Stated problem:
Word for word, quote all of the material, omitting the pictures.
Begin Collected material
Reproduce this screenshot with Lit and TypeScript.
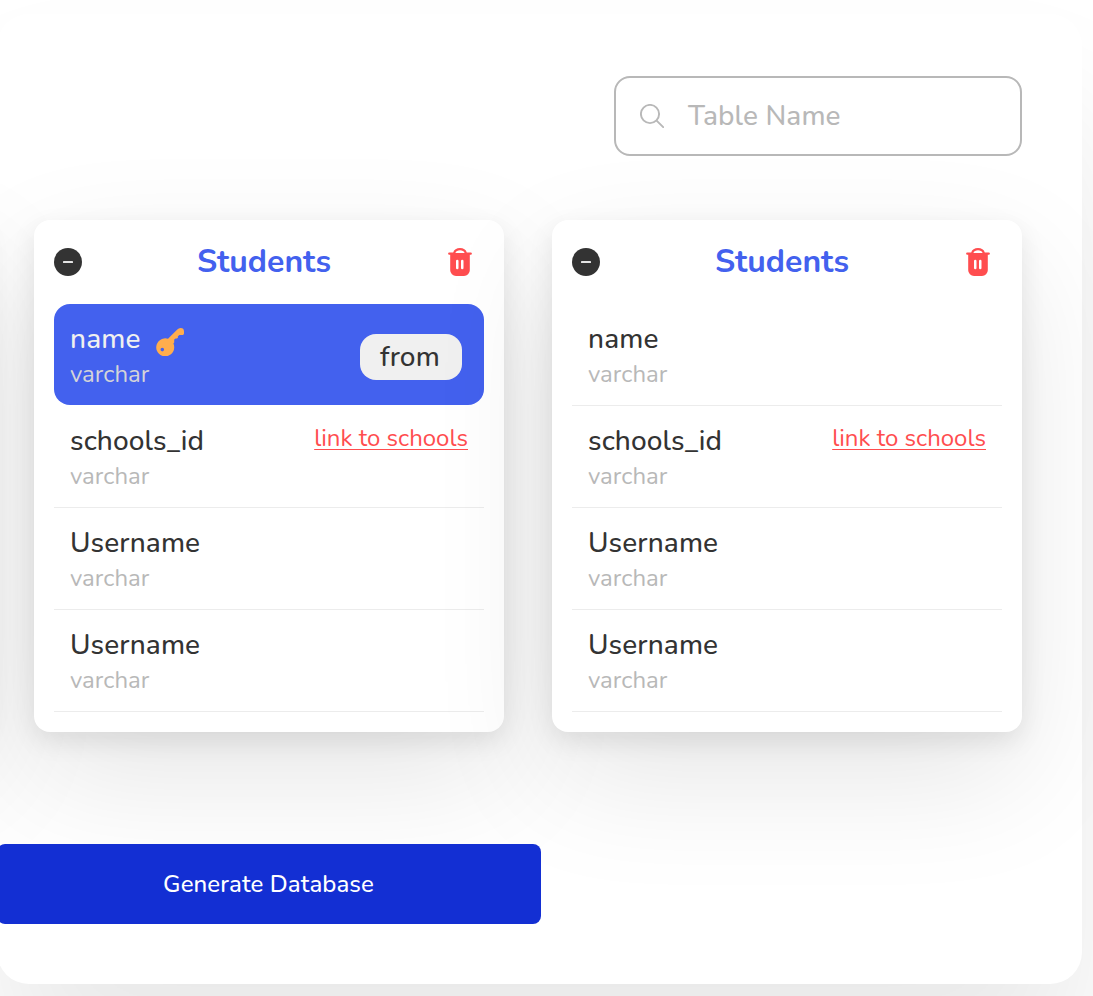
import { LitElement, html, css, svg } from "lit";
import { customElement, property } from "lit/decorators.js";

interface Column {
  name: string;
  type: string;
  selected?: boolean;
  link?: string;
}

const columns = (selected: boolean): Column[] => [
  { name: "name", type: "varchar", selected },
  { name: "schools_id", type: "varchar", link: "link to schools" },
  { name: "Username", type: "varchar" },
  { name: "Username", type: "varchar" },
];

const cardShadow = css`0 9px 26px rgba(0, 0, 0, 0.09), 0 46px 124px rgba(0, 0, 0, 0.1)`;

const minusIcon = html`<svg class="icon" width="28" height="28" viewBox="0 0 28 28">
  ${svg`<circle cx="14" cy="14" r="14" fill="#333"/><rect x="9" y="13" width="10" height="2" rx=".6" fill="#e4e4e4"/>`}
</svg>`;

const trashIcon = html`<svg class="icon" width="24" height="28" viewBox="0 0 24 28">
  ${svg`<path fill="#ff4d4f" fill-rule="evenodd" d="M5.2 4.4C5.9 1.6 8.6 0 12 0s6.1 1.6 6.8 4.4H22.7a1.2 1.2 0 0 1 0 2.4H21.8V22.2A5.8 5.8 0 0 1 16 28H8A5.8 5.8 0 0 1 2.2 22.2V6.8H1.3a1.2 1.2 0 0 1 0-2.4ZM7.4 4.9h9.2C16.1 3.2 14.3 2.3 12 2.3S7.9 3.2 7.4 4.9ZM8 13v7a1.25 1.25 0 0 0 2.5 0v-7a1.25 1.25 0 0 0-2.5 0Zm5 0v7a1.25 1.25 0 0 0 2.5 0v-7a1.25 1.25 0 0 0-2.5 0Z"/>`}
</svg>`;

const keyIcon = html`<svg class="icon key" width="28" height="28" viewBox="0 0 28 28">
  ${svg`<path fill="#ffad4d" fill-rule="evenodd" d="M12 10.8 21.3 1.5A4.4 4.4 0 0 1 24.6 0 3.4 3.4 0 0 1 28 3.4V5.2C28 6.3 27.3 7 26.3 7H23.4L21.9 8.2V9.3C21.9 10 21.5 10.4 20.8 10.4H19.6L18.2 11.6V14.4L17.4 15.6A9 9 0 1 1 12 10.8ZM6.3 19.8A1.8 1.8 0 1 0 6.3 23.4 1.8 1.8 0 0 0 6.3 19.8Z"/>`}
</svg>`;

@customElement("table-card")
class TableCard extends LitElement {
  @property() heading = "Students";
  @property({ attribute: false }) columns: Column[] = [];

  static styles = css`
    :host {
      display: block;
      box-sizing: border-box;
      flex: none;
      width: 470px;
      height: 512px;
      padding: 0 20px;
      border-radius: 16px;
      background: #fff;
      box-shadow: ${cardShadow};
    }
    .icon { display: block; flex: none; }
    .head {
      display: flex;
      align-items: center;
      justify-content: space-between;
      height: 84px;
      padding-right: 12px;
    }
    .title {
      margin: 0 2px 0 0;
      font-size: 32px;
      line-height: 40px;
      font-weight: 700;
      color: #4361ee;
    }
    .row {
      display: flex;
      justify-content: space-between;
      box-sizing: border-box;
      height: 102px;
      padding: 17px 16px 0;
      border-bottom: 1px solid #ececec;
    }
    .row.selected {
      height: 101px;
      margin-bottom: 1px;
      border: 0;
      border-radius: 16px;
      background: #4361ee;
    }
    .name {
      display: flex;
      gap: 15px;
      height: 37px;
      font-size: 28px;
      font-weight: 500;
      line-height: 36px;
      letter-spacing: 0.13px;
      color: #333;
    }
    .key { margin: 7px 0 0 0.6px; }
    .type {
      font-size: 24px;
      line-height: 32px;
      color: #b8b8b8;
    }
    .selected .name { color: #f0f0f0; }
    .selected .type { color: #d4d4d8; }
    .link {
      font-size: 24px;
      line-height: 30px;
      color: #ff4d4f;
      text-decoration: underline;
      text-decoration-thickness: 1.2px;
      text-underline-offset: 3px;
    }
    .badge {
      box-sizing: border-box;
      width: 102px;
      height: 46px;
      margin: 13px 6px 0 0;
      padding-right: 2px;
      border-radius: 16px;
      background: #f0f0f0;
      font-size: 28px;
      font-weight: 500;
      line-height: 46px;
      letter-spacing: 0.13px;
      text-align: center;
      color: #333;
    }
  `;

  render() {
    return html`
      <div class="head">${minusIcon}<h2 class="title">${this.heading}</h2>${trashIcon}</div>
      ${this.columns.map(
        (c) => html`<div class="row ${c.selected ? "selected" : ""}">
          <div>
            <div class="name"><span>${c.name}</span>${c.selected ? keyIcon : ""}</div>
            <div class="type">${c.type}</div>
          </div>
          ${c.selected ? html`<div class="badge">from</div>` : ""}
          ${c.link ? html`<a class="link">${c.link}</a>` : ""}
        </div>`
      )}
    `;
  }
}

@customElement("app-root")
class AppRoot extends LitElement {
  static styles = css`
    :host {
      display: block;
      box-sizing: border-box;
      width: 1093px;
      height: 996px;
      padding-top: 14px;
      overflow: hidden;
      background: #fff;
      font-family: Nunito, Lato, sans-serif;
    }
    .panel {
      box-sizing: border-box;
      display: flex;
      flex-direction: column;
      width: 1085px;
      height: 970px;
      margin-left: -3px;
      padding: 62px 60px 60px 0;
      border-radius: 32px;
      background: #fff;
      box-shadow: 0 100px 150px rgba(0, 0, 0, 0.09);
    }
    .search {
      align-self: flex-end;
      box-sizing: border-box;
      display: flex;
      align-items: center;
      flex: none;
      gap: 24px;
      width: 408px;
      height: 80px;
      padding-left: 24px;
      border: 2px solid #b8b8b8;
      border-radius: 16px;
      font-size: 28px;
      font-weight: 500;
      line-height: 36px;
      letter-spacing: 0.12px;
      color: #b8b8b8;
    }
    .cards {
      display: flex;
      flex: none;
      justify-content: flex-end;
      gap: 48px;
      margin-top: 64px;
    }
    .card-edge {
      flex: none;
      width: 470px;
      border-radius: 16px;
      background: #fff;
      box-shadow: ${cardShadow};
    }
    .generate {
      flex: none;
      width: 544px;
      height: 80px;
      margin-top: 112px;
      padding: 0 1px 0 0;
      border: 0;
      border-radius: 8px;
      background: #132fd3;
      color: #fff;
      font: 500 24px Nunito, Lato, sans-serif;
      letter-spacing: 0.1px;
      position: relative;
    }
  `;

  render() {
    return html`
      <main class="panel">
        <div class="search">
          <svg width="24" height="24" viewBox="0 0 24 24" fill="none" stroke="#b8b8b8" stroke-width="1.9" stroke-linecap="round">
            <circle cx="10" cy="10" r="9.1" /><path d="M16.6 16.6 23.2 23.2" />
          </svg>
          <span>Table Name</span>
        </div>
        <div class="cards">
          <div class="card-edge"></div>
          <table-card .columns=${columns(true)}></table-card>
          <table-card .columns=${columns(false)}></table-card>
        </div>
        <button class="generate">Generate Database</button>
      </main>
    `;
  }
}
End Collected material
Complete response:
Reproduce this screenshot with Lit and TypeScript.
import { LitElement, html, css, svg } from "lit";
import { customElement, property } from "lit/decorators.js";

interface Column {
  name: string;
  type: string;
  selected?: boolean;
  link?: string;
}

const columns = (selected: boolean): Column[] => [
  { name: "name", type: "varchar", selected },
  { name: "schools_id", type: "varchar", link: "link to schools" },
  { name: "Username", type: "varchar" },
  { name: "Username", type: "varchar" },
];

const cardShadow = css`0 9px 26px rgba(0, 0, 0, 0.09), 0 46px 124px rgba(0, 0, 0, 0.1)`;

const minusIcon = html`<svg class="icon" width="28" height="28" viewBox="0 0 28 28">
  ${svg`<circle cx="14" cy="14" r="14" fill="#333"/><rect x="9" y="13" width="10" height="2" rx=".6" fill="#e4e4e4"/>`}
</svg>`;

const trashIcon = html`<svg class="icon" width="24" height="28" viewBox="0 0 24 28">
  ${svg`<path fill="#ff4d4f" fill-rule="evenodd" d="M5.2 4.4C5.9 1.6 8.6 0 12 0s6.1 1.6 6.8 4.4H22.7a1.2 1.2 0 0 1 0 2.4H21.8V22.2A5.8 5.8 0 0 1 16 28H8A5.8 5.8 0 0 1 2.2 22.2V6.8H1.3a1.2 1.2 0 0 1 0-2.4ZM7.4 4.9h9.2C16.1 3.2 14.3 2.3 12 2.3S7.9 3.2 7.4 4.9ZM8 13v7a1.25 1.25 0 0 0 2.5 0v-7a1.25 1.25 0 0 0-2.5 0Zm5 0v7a1.25 1.25 0 0 0 2.5 0v-7a1.25 1.25 0 0 0-2.5 0Z"/>`}
</svg>`;

const keyIcon = html`<svg class="icon key" width="28" height="28" viewBox="0 0 28 28">
  ${svg`<path fill="#ffad4d" fill-rule="evenodd" d="M12 10.8 21.3 1.5A4.4 4.4 0 0 1 24.6 0 3.4 3.4 0 0 1 28 3.4V5.2C28 6.3 27.3 7 26.3 7H23.4L21.9 8.2V9.3C21.9 10 21.5 10.4 20.8 10.4H19.6L18.2 11.6V14.4L17.4 15.6A9 9 0 1 1 12 10.8ZM6.3 19.8A1.8 1.8 0 1 0 6.3 23.4 1.8 1.8 0 0 0 6.3 19.8Z"/>`}
</svg>`;

@customElement("table-card")
class TableCard extends LitElement {
  @property() heading = "Students";
  @property({ attribute: false }) columns: Column[] = [];

  static styles = css`
    :host {
      display: block;
      box-sizing: border-box;
      flex: none;
      width: 470px;
      height: 512px;
      padding: 0 20px;
      border-radius: 16px;
      background: #fff;
      box-shadow: ${cardShadow};
    }
    .icon { display: block; flex: none; }
    .head {
      display: flex;
      align-items: center;
      justify-content: space-between;
      height: 84px;
      padding-right: 12px;
    }
    .title {
      margin: 0 2px 0 0;
      font-size: 32px;
      line-height: 40px;
      font-weight: 700;
      color: #4361ee;
    }
    .row {
      display: flex;
      justify-content: space-between;
      box-sizing: border-box;
      height: 102px;
      padding: 17px 16px 0;
      border-bottom: 1px solid #ececec;
    }
    .row.selected {
      height: 101px;
      margin-bottom: 1px;
      border: 0;
      border-radius: 16px;
      background: #4361ee;
    }
    .name {
      display: flex;
      gap: 15px;
      height: 37px;
      font-size: 28px;
      font-weight: 500;
      line-height: 36px;
      letter-spacing: 0.13px;
      color: #333;
    }
    .key { margin: 7px 0 0 0.6px; }
    .type {
      font-size: 24px;
      line-height: 32px;
      color: #b8b8b8;
    }
    .selected .name { color: #f0f0f0; }
    .selected .type { color: #d4d4d8; }
    .link {
      font-size: 24px;
      line-height: 30px;
      color: #ff4d4f;
      text-decoration: underline;
      text-decoration-thickness: 1.2px;
      text-underline-offset: 3px;
    }
    .badge {
      box-sizing: border-box;
      width: 102px;
      height: 46px;
      margin: 13px 6px 0 0;
      padding-right: 2px;
      border-radius: 16px;
      background: #f0f0f0;
      font-size: 28px;
      font-weight: 500;
      line-height: 46px;
      letter-spacing: 0.13px;
      text-align: center;
      color: #333;
    }
  `;

  render() {
    return html`
      <div class="head">${minusIcon}<h2 class="title">${this.heading}</h2>${trashIcon}</div>
      ${this.columns.map(
        (c) => html`<div class="row ${c.selected ? "selected" : ""}">
          <div>
            <div class="name"><span>${c.name}</span>${c.selected ? keyIcon : ""}</div>
            <div class="type">${c.type}</div>
          </div>
          ${c.selected ? html`<div class="badge">from</div>` : ""}
          ${c.link ? html`<a class="link">${c.link}</a>` : ""}
        </div>`
      )}
    `;
  }
}

@customElement("app-root")
class AppRoot extends LitElement {
  static styles = css`
    :host {
      display: block;
      box-sizing: border-box;
      width: 1093px;
      height: 996px;
      padding-top: 14px;
      overflow: hidden;
      background: #fff;
      font-family: Nunito, Lato, sans-serif;
    }
    .panel {
      box-sizing: border-box;
      display: flex;
      flex-direction: column;
      width: 1085px;
      height: 970px;
      margin-left: -3px;
      padding: 62px 60px 60px 0;
      border-radius: 32px;
      background: #fff;
      box-shadow: 0 100px 150px rgba(0, 0, 0, 0.09);
    }
    .search {
      align-self: flex-end;
      box-sizing: border-box;
      display: flex;
      align-items: center;
      flex: none;
      gap: 24px;
      width: 408px;
      height: 80px;
      padding-left: 24px;
      border: 2px solid #b8b8b8;
      border-radius: 16px;
      font-size: 28px;
      font-weight: 500;
      line-height: 36px;
      letter-spacing: 0.12px;
      color: #b8b8b8;
    }
    .cards {
      display: flex;
      flex: none;
      justify-content: flex-end;
      gap: 48px;
      margin-top: 64px;
    }
    .card-edge {
      flex: none;
      width: 470px;
      border-radius: 16px;
      background: #fff;
      box-shadow: ${cardShadow};
    }
    .generate {
      flex: none;
      width: 544px;
      height: 80px;
      margin-top: 112px;
      padding: 0 1px 0 0;
      border: 0;
      border-radius: 8px;
      background: #132fd3;
      color: #fff;
      font: 500 24px Nunito, Lato, sans-serif;
      letter-spacing: 0.1px;
      position: relative;
    }
  `;

  render() {
    return html`
      <main class="panel">
        <div class="search">
          <svg width="24" height="24" viewBox="0 0 24 24" fill="none" stroke="#b8b8b8" stroke-width="1.9" stroke-linecap="round">
            <circle cx="10" cy="10" r="9.1" /><path d="M16.6 16.6 23.2 23.2" />
          </svg>
          <span>Table Name</span>
        </div>
        <div class="cards">
          <div class="card-edge"></div>
          <table-card .columns=${columns(true)}></table-card>
          <table-card .columns=${columns(false)}></table-card>
        </div>
        <button class="generate">Generate Database</button>
      </main>
    `;
  }
}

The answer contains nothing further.